Sandi Toksvig's Christmas Cracker

Sandi Toksvig's Christmas Cracker at the Royal Festival Hall
Sandi Toksvig and Ronnie Corbett in Sandi Toksvig's Christmas Cracker at the Royal Festival Hall. Photograph: Tristram Kenton

There are few delights in comedy keener than listening to Ronnie Corbett tell a shaggy dog story. For that alone, Sandi Toksvig's Christmas Cracker is worth a tug. Its second half includes 10 winning minutes of solo Corbett; comedy's pocket dynamo also stumbles through Christmases past, present and future in a shambolic Dickens retread.
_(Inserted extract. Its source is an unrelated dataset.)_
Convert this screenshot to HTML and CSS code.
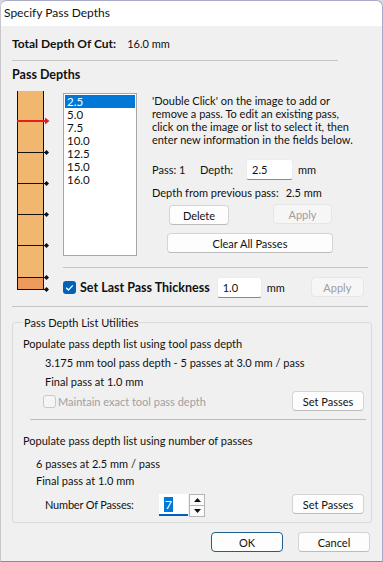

But Little Ron's contribution is one among too many. Talk about shaggy dogs: this show has the coiffeur of a particularly hirsute Afghan hound. It needs a trim and a tidy.

It's essentially an evening of variety. West End chanteuse Maria Friedman sings Winter Wonderland. Five Guys Named Moe strut their harmonising stuff with a precision absent elsewhere; conductor Charles Hazlewood marshals the audience in a "ding-dong" sing-song. Between acts, a backstage story unfolds in which Toksvig's stage manager falls for a fairy, who in turn falls foul of some black magic. As the mouthy fairy, Petra Massey of the theatre company Spymonkey steals the show, embodying demonic possession with gleefully un-Christmassy malevolence.

But all this wing-and-a-prayer dottiness frays the patience in act two, as Toksvig manhandles a guest-star through the Scrooge role in A Christmas Carol. With its irreverent gags and compromised celebs (on press night: Green Wing's Stephen Mangan), it wants to be a Morecambe and Wise-style spoof. But it's slapdash and barely funny enough to excuse the ruination wreaked on a great story. (Children may be nonplussed.) Corbett duly comes to the rescue, a fireside joke-teller with a star of Bethlehem-sized twinkle in his eye, and the show's uncynical good cheer just about propels it into its fourth hour. But – as Toksvig and Corbett shouldn't need telling – smaller might have been more beautiful.